By N. Ryan LaBar | Criminal Defense Attorney
Published: 2013

On April 23, 2013 the U.S. Supreme Court issued a decision in case that settled a split among lower courts about whether marijuana distribution convictions are "aggravated felonies" that lead to automatic deportation under federal law.

Conviction Under FL State Drug Laws

The case arose after police stopped a man for a traffic violation in 2008 and discovered 1.3 grams of marijuana in his car, which the Court estimated was enough for about two or three joints. The man was originally from Jamaica, but had been living in the U.S. legally since he immigrated to the U.S. with his family at the age of three years old. The man pled guilty under state law to charges of possessing marijuana with the intent to distribute, even though, as the Court noted, there was no evidence that he intended to do anything but share the marijuana socially. There was no proof offered that he intended to undertake a financial transaction.

Federal officials instituted deportation proceedings because they treated the conviction as an "aggravated felony" which leads to automatic deportation. Federal law classifies drug distribution as a felony, with a maximum sentence of five years in prison. Not even the Attorney General, who otherwise has the power to revoke deportation orders, may revoke a deportation order for a person convicted of an aggravated felony.

The man contested the deportation, lost the challenge at an administrative hearing and was sent to Jamaica. The Fifth Circuit upheld the deportation because prosecutors need not prove the amount of marijuana involved in order to convict someone of distribution charges under federal law. The Fifth Circuit said that the fact that the man only had a small amount of marijuana was immaterial.

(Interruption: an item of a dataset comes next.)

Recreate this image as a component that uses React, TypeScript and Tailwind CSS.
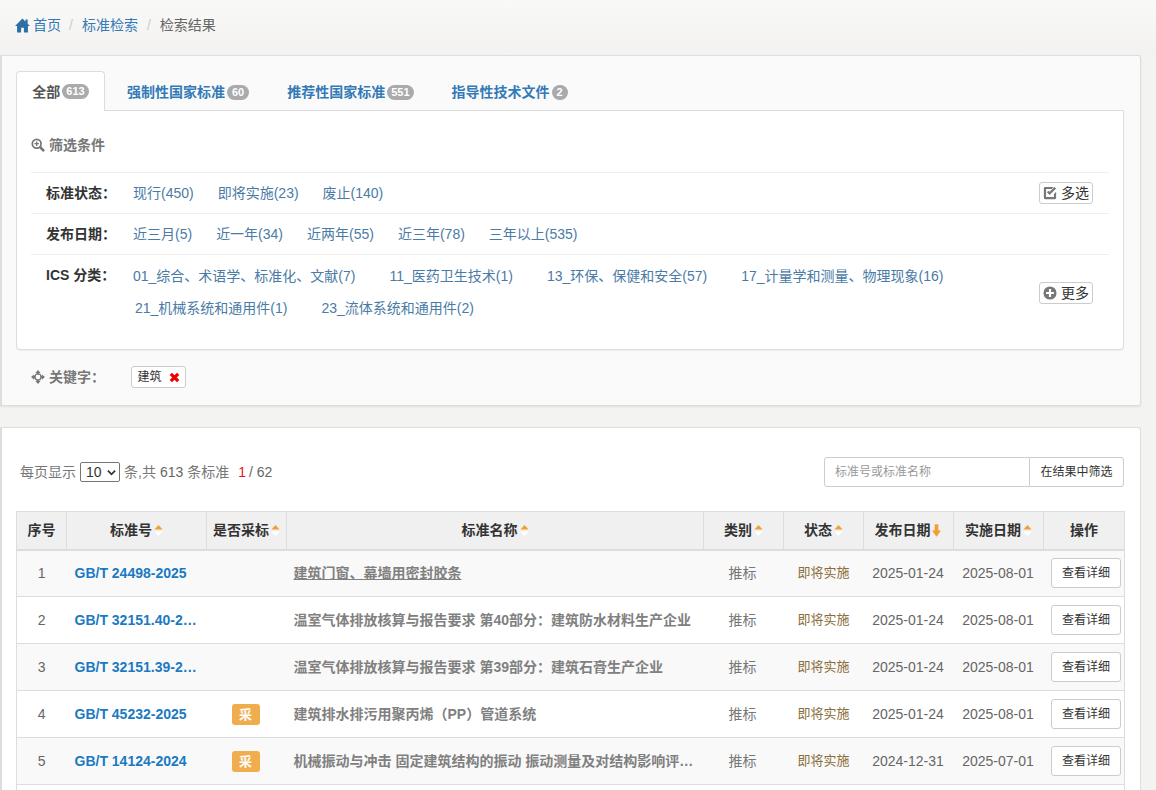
import type { ReactNode } from 'react';

interface Row {
  no: number;
  code: string;
  cai: boolean;
  name: string;
  pub: string;
  impl: string;
}

const rows: Row[] = [
  { no: 1, code: 'GB/T 24498-2025', cai: false, name: '建筑门窗、幕墙用密封胶条', pub: '2025-01-24', impl: '2025-08-01' },
  { no: 2, code: 'GB/T 32151.40-2025', cai: false, name: '温室气体排放核算与报告要求 第40部分：建筑防水材料生产企业', pub: '2025-01-24', impl: '2025-08-01' },
  { no: 3, code: 'GB/T 32151.39-2025', cai: false, name: '温室气体排放核算与报告要求 第39部分：建筑石膏生产企业', pub: '2025-01-24', impl: '2025-08-01' },
  { no: 4, code: 'GB/T 45232-2025', cai: true, name: '建筑排水排污用聚丙烯（PP）管道系统', pub: '2025-01-24', impl: '2025-08-01' },
  { no: 5, code: 'GB/T 14124-2024', cai: true, name: '机械振动与冲击 固定建筑结构的振动 振动测量及对结构影响评价的指南', pub: '2024-12-31', impl: '2025-07-01' },
];

const tabs = [
  { label: '强制性国家标准', count: 60 },
  { label: '推荐性国家标准', count: 551 },
  { label: '指导性技术文件', count: 2 },
];

function Badge({ count }: { count: number }) {
  // short counts get a little more room, as in the original pill
  return (
    <span className={`ml-[2px] inline-block rounded-[10px] bg-[#aaaaaa] text-[11px] leading-[15px] font-bold text-white ${count < 100 ? 'px-[5px]' : 'px-[4px]'}`}>
      {count}
    </span>
  );
}

function SortArrow({ active }: { active?: boolean }) {
  if (active) {
    return (
      <svg viewBox="0 0 10 14" className="ml-px inline-block h-[13px] w-[9px] align-[-2px]">
        <path d="M3 0h4v7h3l-5 7-5-7h3z" fill="#f0a030" />
      </svg>
    );
  }
  return (
    <svg viewBox="0 0 10 14" className="ml-[2px] inline-block h-[13px] w-[9px] align-[-2px]">
      <path d="M5 1l4.500 5h-9z" fill="#f0a030" />
      <path d="M5 13l4.500-5h-9z" fill="#ffffff" />
    </svg>
  );
}

function FilterRow({ label, children, extra, className, labelClass }: { label: string; children: ReactNode; extra?: ReactNode; className?: string; labelClass?: string }) {
  return (
    <div className={`flex border-t border-[#eeeeee] ${className ?? ''}`}>
      <div className={`w-[102px] shrink-0 pl-[15px] font-bold text-[#333333] ${labelClass ?? ''}`}>{label}</div>
      <div className="flex-1">{children}</div>
      {extra}
    </div>
  );
}

function SmallButton({ icon, text }: { icon: ReactNode; text: string }) {
  return (
    <span className="mr-[16px] flex h-[22px] w-[54px] shrink-0 items-center justify-center gap-[4px] self-center rounded-[3px] border border-[#cccccc] bg-white text-[#333333]">
      {icon}
      {text}
    </span>
  );
}

export default function App() {
  return (
    <div className="h-[790px] w-[1156px] overflow-hidden bg-[#f3f3f1] font-['Liberation_Sans','Noto_Sans_CJK_SC',sans-serif] text-[14px] leading-[20px] text-[#777777]">
      <div className="flex h-[55px] items-center bg-gradient-to-b from-[#f9f9f8] to-[#f3f2f0] pb-[5px] pl-[15px]">
        <svg viewBox="0 0 16 16" className="mr-[3px] h-[15px] w-[15px]">
          <path d="M8 .5L0 8.500h2.200V15.500h4.300v-5h3v5h4.300V8.500H16l-2.500-2.500V1.500h-2.300v2.200z" fill="#2f6fa8" />
        </svg>
        <span className="text-[#337ab7]">首页</span>
        <span className="mr-[9px] ml-[8px] text-[#cccccc]">/</span>
        <span className="text-[#337ab7]">标准检索</span>
        <span className="mr-[9px] ml-[9px] text-[#cccccc]">/</span>
        <span className="text-[#666666]">检索结果</span>
      </div>

      <div className="h-[351px] w-[1141px] rounded-r-[3px] border border-l-2 border-[#dddddd] bg-[#fafafa] pt-[15px] pr-[16px] pl-[14px] shadow-[0_1px_2px_rgba(0,0,0,0.08)]">
        <div className="flex h-[39px] items-stretch">
          <div className="z-10 flex h-[40px] w-[89px] items-center justify-center rounded-t-[4px] border border-b-0 border-[#dddddd] bg-white font-bold text-[#555555]">
            全部<Badge count={613} />
          </div>
          <div className="flex gap-[38px] pl-[22px]">
            {tabs.map((t) => (
              <div key={t.label} className="flex items-center pt-[3px] font-bold text-[#337ab7]">
                {t.label}
                <Badge count={t.count} />
              </div>
            ))}
          </div>
        </div>
        <div className="h-[240px] rounded-b-[4px] border border-[#dddddd] bg-white px-[14px] shadow-[0_1px_1px_rgba(0,0,0,0.05)]">
          <div className="flex h-[61px] items-center gap-[4px] pt-[6px] font-bold text-[#777777]">
            <svg viewBox="0 0 16 16" className="h-[14px] w-[14px]">
              <circle cx="6.500" cy="6.500" r="5" fill="none" stroke="#777777" strokeWidth="2" />
              <path d="M10 10l5 5" stroke="#777777" strokeWidth="3" />
              <path d="M6.500 4v5M4 6.500h5" stroke="#777777" strokeWidth="1.500" />
            </svg>
            筛选条件
          </div>
          <FilterRow
            label="标准状态："
            className="h-[41px] items-center"
            extra={
              <SmallButton
                text="多选"
                icon={
                  <svg viewBox="0 0 16 16" className="h-[14px] w-[14px]">
                    <path d="M12.500 9v3.500h-9v-9H10l2-2.500H2.500A1.500 1.500 0 0 0 1 2.500v11A1.500 1.500 0 0 0 2.500 15h11a1.500 1.500 0 0 0 1.500-1.500V6.500z" fill="#777777" />
                    <path d="M4.500 7l3 3.200L15 2.800 13.200 1 7.500 6.700 6.200 5.400z" fill="#777777" />
                  </svg>
                }
              />
            }
          >
            <div className="flex gap-[24px] text-[#4a7ba6]">
              <span>现行(450)</span>
              <span>即将实施(23)</span>
              <span>废止(140)</span>
            </div>
          </FilterRow>
          <FilterRow label="发布日期：" className="h-[41px] items-center">
            <div className="flex gap-[24px] text-[#4a7ba6]">
              <span>近三月(5)</span>
              <span>近一年(34)</span>
              <span>近两年(55)</span>
              <span>近三年(78)</span>
              <span>三年以上(535)</span>
            </div>
          </FilterRow>
          <FilterRow
            label="ICS 分类："
            className="h-[75px] pt-[11px]"
            labelClass="mt-[-1px]"
            extra={
              <div className="flex items-center self-stretch pb-[9px]">
                <SmallButton
                  text="更多"
                  icon={
                    <svg viewBox="0 0 16 16" className="h-[14px] w-[14px]">
                      <circle cx="8" cy="8" r="7.500" fill="#777777" />
                      <path d="M8 3.500v9M3.500 8h9" stroke="#ffffff" strokeWidth="2.500" />
                    </svg>
                  }
                />
              </div>
            }
          >
            <div className="flex gap-[34px] text-[#4a7ba6]">
              <span>01_综合、术语学、标准化、文献(7)</span>
              <span>11_医药卫生技术(1)</span>
              <span>13_环保、保健和安全(57)</span>
              <span>17_计量学和测量、物理现象(16)</span>
            </div>
            <div className="mt-[12px] flex gap-[34px] pl-[2px] text-[#4a7ba6]">
              <span>21_机械系统和通用件(1)</span>
              <span>23_流体系统和通用件(2)</span>
            </div>
          </FilterRow>
        </div>
        <div className="mt-[16px] flex h-[22px] items-center pl-[15px]">
          <svg viewBox="0 0 16 16" className="mr-[4px] h-[14px] w-[14px]">
            <path d="M8 0l3 3.500H9.200V5H6.800V3.500H5zM8 16l-3-3.500h1.800V11h2.400v1.500H11zM0 8l3.500-3v1.800H5v2.400H3.500V11zM16 8l-3.500 3V9.200H11V6.800h1.500V5z" fill="#777777" />
            <circle cx="8" cy="8" r="3.500" fill="none" stroke="#777777" strokeWidth="1.500" />
          </svg>
          <span className="w-[82px] font-bold">关键字：</span>
          <span className="flex h-[22px] w-[55px] items-center justify-center gap-[7px] rounded-[3px] border border-[#cccccc] bg-white text-[12px] text-[#333333]">
            建筑
            <svg viewBox="0 0 12 12" className="h-[11px] w-[11px]">
              <path d="M2 2l8 8M10 2l-8 8" stroke="#ee0000" strokeWidth="3.500" />
            </svg>
          </span>
        </div>
      </div>

      <div className="mt-[21px] h-[400px] w-[1141px] rounded-tr-[3px] border-t border-r border-l-2 border-[#dddddd] bg-white pr-[16px] pl-[14px]">
        <div className="flex h-[83px] items-start justify-between pt-[29px]">
          <div className="flex h-[30px] items-center pl-[4px]">
            每页显示
            <span className="mr-[4px] ml-[4px] flex h-[20px] w-[40px] items-center justify-between rounded-[2px] border border-[#767676] bg-white pr-[3px] pl-[5px] text-[#333333]">
              10
              <svg viewBox="0 0 10 10" className="h-[9px] w-[9px]">
                <path d="M1 3l4 4 4-4" fill="none" stroke="#333333" strokeWidth="2" />
              </svg>
            </span>
            条,共 <span className="mx-[4px] text-[#666666]">613</span> 条标准
            <span className="mr-[3px] ml-[9px] text-[#ee1111]">1</span>
            <span className="text-[#666666]">/ 62</span>
          </div>
          <div className="flex h-[30px] w-[300px] text-[12px]">
            <div className="flex flex-1 items-center rounded-l-[3px] border border-[#cccccc] bg-white pl-[10px] text-[#999999]">标准号或标准名称</div>
            <div className="flex w-[94px] items-center justify-center rounded-r-[3px] border border-l-0 border-[#cccccc] bg-white text-[#333333]">在结果中筛选</div>
          </div>
        </div>

        <table className="w-[1108px] table-fixed border-collapse">
          <colgroup>
            <col className="w-[50px]" />
            <col className="w-[140px]" />
            <col className="w-[80px]" />
            <col className="w-[417px]" />
            <col className="w-[80px]" />
            <col className="w-[80px]" />
            <col className="w-[90px]" />
            <col className="w-[90px]" />
            <col className="w-[81px]" />
          </colgroup>
          <thead>
            <tr className="h-[38px] bg-[#f0f0f0] text-center font-bold text-[#333333]">
              <th className="border border-b-2 border-[#dddddd]">序号</th>
              <th className="border border-b-2 border-[#dddddd]">标准号<SortArrow /></th>
              <th className="border border-b-2 border-[#dddddd] whitespace-nowrap">是否采标<SortArrow /></th>
              <th className="border border-b-2 border-[#dddddd]">标准名称<SortArrow /></th>
              <th className="border border-b-2 border-[#dddddd]">类别<SortArrow /></th>
              <th className="border border-b-2 border-[#dddddd]">状态<SortArrow /></th>
              <th className="border border-b-2 border-[#dddddd] pr-[2px] whitespace-nowrap">发布日期<SortArrow active /></th>
              <th className="border border-b-2 border-[#dddddd] whitespace-nowrap">实施日期<SortArrow /></th>
              <th className="border border-b-2 border-[#dddddd]">操作</th>
            </tr>
          </thead>
          <tbody>
            {rows.map((r) => (
              <tr key={r.no} className={`h-[47px] border-b border-[#dddddd] text-center ${r.no % 2 === 1 ? 'bg-[#f9f9f9]' : 'bg-white'}`}>
                <td className="border-l border-[#dddddd] text-[#666666]">{r.no}</td>
                <td className="truncate pr-[8px] pl-[8px] text-left font-bold text-[#1b7ac2]">{r.code}</td>
                <td className="pr-[2px]">
                  {r.cai && (
                    <span className="inline-block h-[21px] w-[28px] rounded-[3px] bg-[#f0ad4e] text-[13px] leading-[21px] font-bold text-white">采</span>
                  )}
                </td>
                <td className={`truncate pr-[8px] pl-[7px] text-left font-bold text-[#808080] ${r.no === 1 ? 'underline' : ''}`}>{r.name}</td>
                <td className="pr-[2px] text-[#777777]">推标</td>
                <td className="text-[13px] text-[#8a6d3b]">即将实施</td>
                <td className="pr-[1px] text-[#666666]">{r.pub}</td>
                <td className="pr-[1px] text-[#666666]">{r.impl}</td>
                <td className="border-r border-[#dddddd] pr-[3px] text-right">
                  <span className="inline-block h-[30px] w-[70px] rounded-[3px] border border-[#cccccc] bg-white text-center align-middle text-[12px] leading-[28px] text-[#333333]">查看详细</span>
                </td>
              </tr>
            ))}
            <tr className="h-[47px]">
              <td colSpan={9} className="border-x border-[#dddddd]" />
            </tr>
          </tbody>
        </table>
      </div>
    </div>
  );
}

Avoiding Automatic Deportation

The U.S. Supreme Court disagreed with the lower court because the state law at issue did not cover the same criminal conduct that federal law does. As such, conviction under the state law cannot have the same consequences as the federal law with respect to deportation. Additionally, there is a provision in the law stating that if the amount of marijuana is small and no money changed hands, then marijuana distribution is a misdemeanor.

The Court noted that its opinion did not rule out deportation for such convictions, it merely exempted it from the list of offenses automatically leading to deportation.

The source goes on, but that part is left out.